# Problem statement:
Output the material word for word. Leave each picture out.

# Data block:
+--
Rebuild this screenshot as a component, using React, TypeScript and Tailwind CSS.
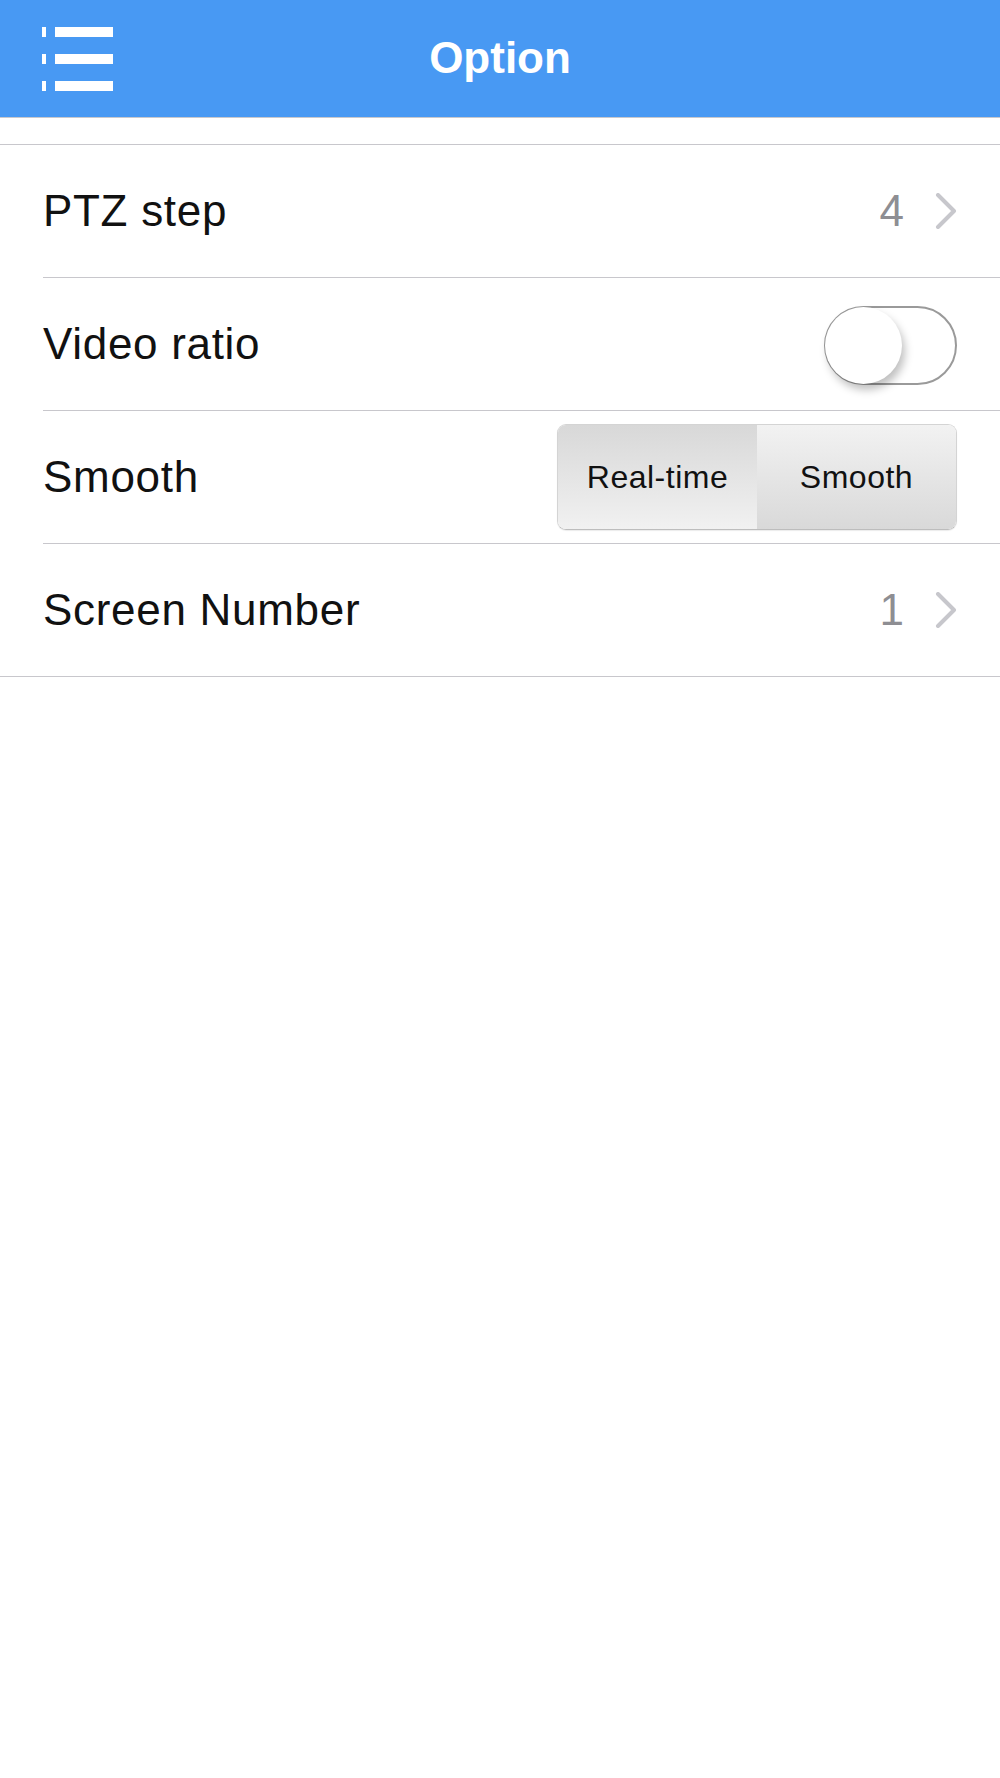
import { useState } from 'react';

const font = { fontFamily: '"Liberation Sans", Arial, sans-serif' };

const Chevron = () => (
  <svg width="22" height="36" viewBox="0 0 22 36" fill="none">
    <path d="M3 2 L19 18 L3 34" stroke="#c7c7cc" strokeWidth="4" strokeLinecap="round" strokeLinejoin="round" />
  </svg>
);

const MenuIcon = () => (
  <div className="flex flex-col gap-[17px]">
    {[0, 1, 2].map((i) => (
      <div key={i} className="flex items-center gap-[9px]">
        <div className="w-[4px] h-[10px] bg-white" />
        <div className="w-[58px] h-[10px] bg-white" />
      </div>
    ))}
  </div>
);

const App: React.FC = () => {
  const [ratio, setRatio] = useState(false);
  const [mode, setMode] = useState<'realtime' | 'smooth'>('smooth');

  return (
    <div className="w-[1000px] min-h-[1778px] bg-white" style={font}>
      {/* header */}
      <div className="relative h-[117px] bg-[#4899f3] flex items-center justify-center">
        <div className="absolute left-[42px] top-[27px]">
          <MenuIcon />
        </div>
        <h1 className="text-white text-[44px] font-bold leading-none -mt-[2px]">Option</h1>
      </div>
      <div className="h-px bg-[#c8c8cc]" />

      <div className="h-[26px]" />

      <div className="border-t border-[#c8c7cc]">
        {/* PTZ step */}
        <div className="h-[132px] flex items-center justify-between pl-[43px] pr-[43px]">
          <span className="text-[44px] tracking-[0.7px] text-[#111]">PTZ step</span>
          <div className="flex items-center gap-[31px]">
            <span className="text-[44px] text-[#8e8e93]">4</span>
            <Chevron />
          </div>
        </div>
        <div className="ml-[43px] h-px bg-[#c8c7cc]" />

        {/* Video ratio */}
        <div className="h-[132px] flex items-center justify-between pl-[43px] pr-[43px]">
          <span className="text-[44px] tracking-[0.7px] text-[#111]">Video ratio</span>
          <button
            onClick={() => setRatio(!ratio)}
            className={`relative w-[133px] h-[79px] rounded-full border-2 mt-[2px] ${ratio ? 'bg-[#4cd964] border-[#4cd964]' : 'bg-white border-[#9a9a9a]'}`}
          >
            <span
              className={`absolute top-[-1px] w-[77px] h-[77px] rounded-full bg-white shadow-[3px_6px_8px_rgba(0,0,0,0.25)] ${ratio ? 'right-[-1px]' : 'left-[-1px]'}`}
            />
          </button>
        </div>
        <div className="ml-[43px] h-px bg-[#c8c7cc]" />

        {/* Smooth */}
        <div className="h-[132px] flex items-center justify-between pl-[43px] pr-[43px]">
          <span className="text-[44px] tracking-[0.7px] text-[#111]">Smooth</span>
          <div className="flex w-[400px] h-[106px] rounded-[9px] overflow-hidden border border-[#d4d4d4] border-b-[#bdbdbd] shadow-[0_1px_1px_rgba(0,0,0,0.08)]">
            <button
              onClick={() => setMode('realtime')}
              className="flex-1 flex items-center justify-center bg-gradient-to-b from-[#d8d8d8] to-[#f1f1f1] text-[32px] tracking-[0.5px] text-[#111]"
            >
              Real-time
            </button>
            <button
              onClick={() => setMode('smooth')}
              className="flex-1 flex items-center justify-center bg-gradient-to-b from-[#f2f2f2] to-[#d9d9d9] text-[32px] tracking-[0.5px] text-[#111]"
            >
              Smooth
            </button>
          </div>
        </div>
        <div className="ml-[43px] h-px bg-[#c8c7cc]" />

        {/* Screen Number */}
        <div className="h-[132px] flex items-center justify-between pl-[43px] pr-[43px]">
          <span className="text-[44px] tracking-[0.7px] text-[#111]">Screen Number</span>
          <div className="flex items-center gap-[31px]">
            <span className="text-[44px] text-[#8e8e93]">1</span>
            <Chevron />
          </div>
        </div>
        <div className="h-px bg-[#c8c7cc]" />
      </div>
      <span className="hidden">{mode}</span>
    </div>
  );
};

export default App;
+--
# Written response:
Rebuild this screenshot as a component, using React, TypeScript and Tailwind CSS.
import { useState } from 'react';

const font = { fontFamily: '"Liberation Sans", Arial, sans-serif' };

const Chevron = () => (
  <svg width="22" height="36" viewBox="0 0 22 36" fill="none">
    <path d="M3 2 L19 18 L3 34" stroke="#c7c7cc" strokeWidth="4" strokeLinecap="round" strokeLinejoin="round" />
  </svg>
);

const MenuIcon = () => (
  <div className="flex flex-col gap-[17px]">
    {[0, 1, 2].map((i) => (
      <div key={i} className="flex items-center gap-[9px]">
        <div className="w-[4px] h-[10px] bg-white" />
        <div className="w-[58px] h-[10px] bg-white" />
      </div>
    ))}
  </div>
);

const App: React.FC = () => {
  const [ratio, setRatio] = useState(false);
  const [mode, setMode] = useState<'realtime' | 'smooth'>('smooth');

  return (
    <div className="w-[1000px] min-h-[1778px] bg-white" style={font}>
      {/* header */}
      <div className="relative h-[117px] bg-[#4899f3] flex items-center justify-center">
        <div className="absolute left-[42px] top-[27px]">
          <MenuIcon />
        </div>
        <h1 className="text-white text-[44px] font-bold leading-none -mt-[2px]">Option</h1>
      </div>
      <div className="h-px bg-[#c8c8cc]" />

      <div className="h-[26px]" />

      <div className="border-t border-[#c8c7cc]">
        {/* PTZ step */}
        <div className="h-[132px] flex items-center justify-between pl-[43px] pr-[43px]">
          <span className="text-[44px] tracking-[0.7px] text-[#111]">PTZ step</span>
          <div className="flex items-center gap-[31px]">
            <span className="text-[44px] text-[#8e8e93]">4</span>
            <Chevron />
          </div>
        </div>
        <div className="ml-[43px] h-px bg-[#c8c7cc]" />

        {/* Video ratio */}
        <div className="h-[132px] flex items-center justify-between pl-[43px] pr-[43px]">
          <span className="text-[44px] tracking-[0.7px] text-[#111]">Video ratio</span>
          <button
            onClick={() => setRatio(!ratio)}
            className={`relative w-[133px] h-[79px] rounded-full border-2 mt-[2px] ${ratio ? 'bg-[#4cd964] border-[#4cd964]' : 'bg-white border-[#9a9a9a]'}`}
          >
            <span
              className={`absolute top-[-1px] w-[77px] h-[77px] rounded-full bg-white shadow-[3px_6px_8px_rgba(0,0,0,0.25)] ${ratio ? 'right-[-1px]' : 'left-[-1px]'}`}
            />
          </button>
        </div>
        <div className="ml-[43px] h-px bg-[#c8c7cc]" />

        {/* Smooth */}
        <div className="h-[132px] flex items-center justify-between pl-[43px] pr-[43px]">
          <span className="text-[44px] tracking-[0.7px] text-[#111]">Smooth</span>
          <div className="flex w-[400px] h-[106px] rounded-[9px] overflow-hidden border border-[#d4d4d4] border-b-[#bdbdbd] shadow-[0_1px_1px_rgba(0,0,0,0.08)]">
            <button
              onClick={() => setMode('realtime')}
              className="flex-1 flex items-center justify-center bg-gradient-to-b from-[#d8d8d8] to-[#f1f1f1] text-[32px] tracking-[0.5px] text-[#111]"
            >
              Real-time
            </button>
            <button
              onClick={() => setMode('smooth')}
              className="flex-1 flex items-center justify-center bg-gradient-to-b from-[#f2f2f2] to-[#d9d9d9] text-[32px] tracking-[0.5px] text-[#111]"
            >
              Smooth
            </button>
          </div>
        </div>
        <div className="ml-[43px] h-px bg-[#c8c7cc]" />

        {/* Screen Number */}
        <div className="h-[132px] flex items-center justify-between pl-[43px] pr-[43px]">
          <span className="text-[44px] tracking-[0.7px] text-[#111]">Screen Number</span>
          <div className="flex items-center gap-[31px]">
            <span className="text-[44px] text-[#8e8e93]">1</span>
            <Chevron />
          </div>
        </div>
        <div className="h-px bg-[#c8c7cc]" />
      </div>
      <span className="hidden">{mode}</span>
    </div>
  );
};

export default App;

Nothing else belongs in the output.